Here’s the teaser excerpt from UNDER THE GUM TREE, with links for purchasing the digital or print issue.
Many thanks to editors Janna Marlies Maron, Robin Black, and Kate Asche!
(When I say this was a banner month, that doesn't mean I haven't had a lot of rejections, daily it seems. Two particularly harsh, a few that were particularly disappointing, and one fairly amazing because the editor rejected my micros but praised my recent microflash in WIGLEAF and said she'd ordered my chapbook!)
An exciting month. I'm starting to wonder how I'll do so many readings and manage my teaching job at the same time.

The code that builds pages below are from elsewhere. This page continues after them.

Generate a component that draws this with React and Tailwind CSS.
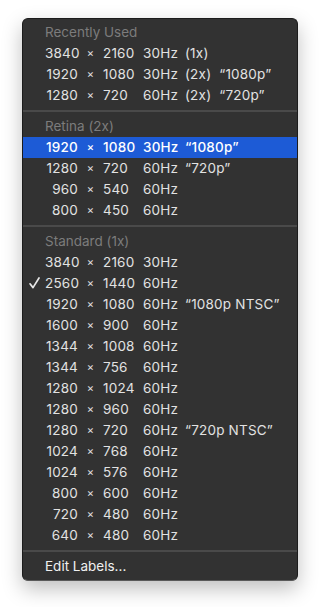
import React from 'react'

const sections = [
  {
    title: 'Recently Used',
    rows: [
      { w: '3840', h: '2160', hz: '30Hz', tags: ['(1x)'] },
      { w: '1920', h: '1080', hz: '30Hz', tags: ['(2x)', '“1080p”'] },
      { w: '1280', h: '720', hz: '60Hz', tags: ['(2x)', '“720p”'] },
    ],
  },
  {
    title: 'Retina (2x)',
    rows: [
      { w: '1920', h: '1080', hz: '30Hz', tags: ['“1080p”'], active: true },
      { w: '1280', h: '720', hz: '60Hz', tags: ['“720p”'] },
      { w: '960', h: '540', hz: '60Hz' },
      { w: '800', h: '450', hz: '60Hz' },
    ],
  },
  {
    title: 'Standard (1x)',
    rows: [
      { w: '3840', h: '2160', hz: '30Hz' },
      { w: '2560', h: '1440', hz: '60Hz', checked: true },
      { w: '1920', h: '1080', hz: '60Hz', tags: ['“1080p NTSC”'] },
      { w: '1600', h: '900', hz: '60Hz' },
      { w: '1344', h: '1008', hz: '60Hz' },
      { w: '1344', h: '756', hz: '60Hz' },
      { w: '1280', h: '1024', hz: '60Hz' },
      { w: '1280', h: '960', hz: '60Hz' },
      { w: '1280', h: '720', hz: '60Hz', tags: ['“720p NTSC”'] },
      { w: '1024', h: '768', hz: '60Hz' },
      { w: '1024', h: '576', hz: '60Hz' },
      { w: '800', h: '600', hz: '60Hz' },
      { w: '720', h: '480', hz: '60Hz' },
      { w: '640', h: '480', hz: '60Hz' },
    ],
  },
]

const Check = () => (
  <svg width="11" height="12" viewBox="0 0 11 12" className="absolute left-[6px] top-[4px]">
    <path d="M1 6.8 L4 10.6 L10 1" fill="none" stroke="#e6e6e6" strokeWidth="1.7" strokeLinecap="round" strokeLinejoin="round" />
  </svg>
)

const Row = ({ row }) => (
  <div
    className={`relative flex items-center h-[21px] pl-[22px] tracking-[0.2px] ${
      row.active ? 'bg-[#1d5bd6] text-white font-medium' : 'text-[#e2e2e2]'
    }`}
  >
    {row.checked && <Check />}
    <span className="w-[33px] text-right">{row.w}</span>
    <span className="w-[25px] text-center text-[11px]">×</span>
    <span className="w-[40px]">{row.h}</span>
    <span className="w-[42px]">{row.hz}</span>
    {row.tags && (
      <div className="flex gap-[8px]">
        {row.tags.map((t) => (
          <span key={t}>{t}</span>
        ))}
      </div>
    )}
  </div>
)

const Separator = () => (
  <div className="h-[10px] flex items-center">
    <div className="h-[2px] w-full bg-[#4a4a4a]" />
  </div>
)

export default function App() {
  return (
    <div className="w-[321px] h-[607px] bg-white pt-[18px] pl-[22px]" style={{ fontFamily: 'Inter, "Noto Sans", sans-serif' }}>
      <div className="w-[276px] rounded-[6px] bg-[#323232] border border-[#1c1c1c] border-b-[#5a5a5a] py-[3px] text-[13.5px] shadow-[0_8px_20px_rgba(0,0,0,0.25)]">
        {sections.map((s) => (
          <div key={s.title}>
            <div className="h-[21px] flex items-center pl-[22px] text-[#7c7c7c]">{s.title}</div>
            {s.rows.map((r, i) => (
              <Row key={i} row={r} />
            ))}
            <Separator />
          </div>
        ))}
        <div className="h-[21px] flex items-center pl-[22px] text-[#f0f0f0]">Edit Labels...</div>
      </div>
    </div>
  )
}
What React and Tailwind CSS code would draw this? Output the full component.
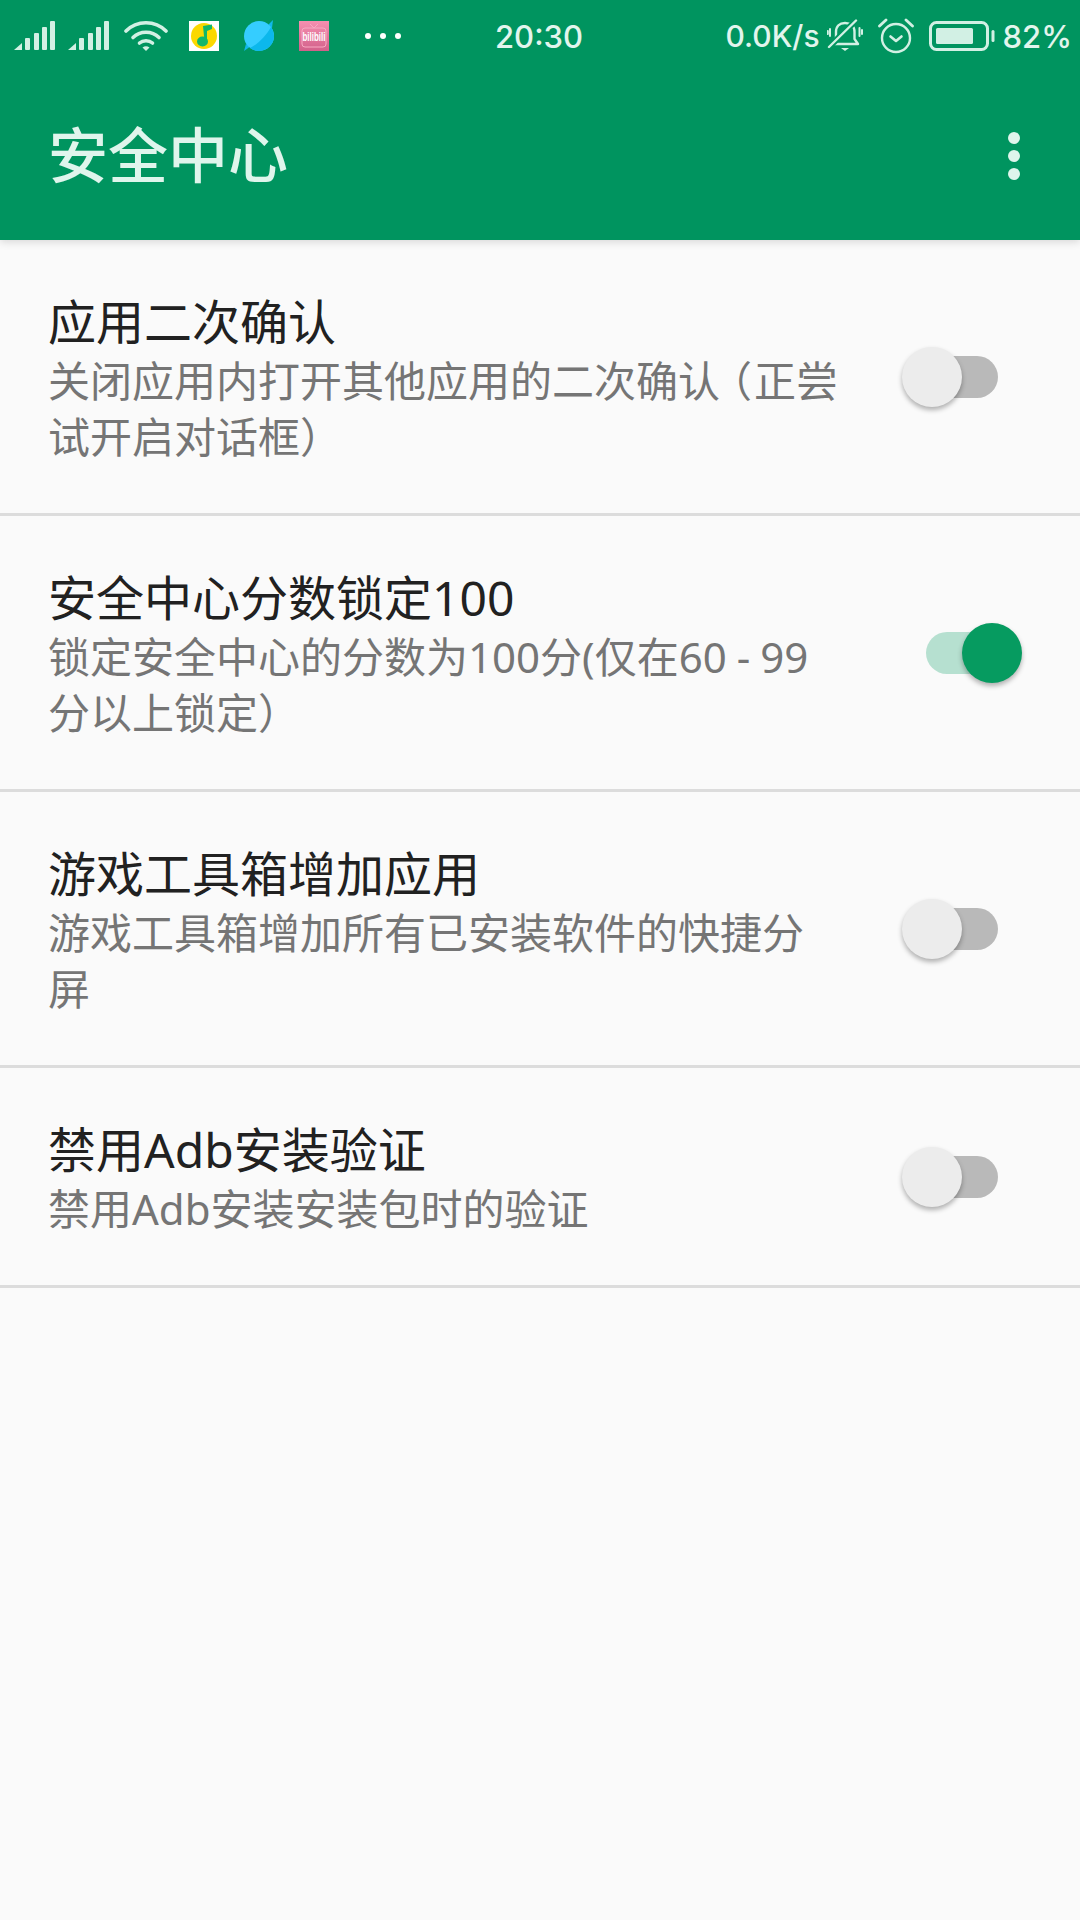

I'll be reading creative nonfiction in Sacramento, flash from the new chapbook in Sausalito and San Rafael, probably both in Hayward:
Why There Are Words Reading Series
Thursday, October 12, 7pm
Studio 333, 333 Caledonia St., Sausalito
Faculty Writers Book Launch
Wednesday, October 18, 7pm
Biella Room, University Library, Cal State East Bay, Hayward
Under the Gum Tree Sixth Anniversary Reading
Saturday, October 21, 6pm
Sol Collective, 2574 21st St., Sacramento
Reading with Peg Alford Pursell
Wednesday, October 25, 7pm (?)
Rebound Bookstore, 1611 4th St., San Rafael
Litquake and Litcrawl are happening right in the middle of this (the week of October 8, October 14), when lots of friends are reading (including Steve on October 14). It will be the month of readings. On November 1 we're flying to Ithaca, where Steve is receiving an award at Cornell and doing another reading.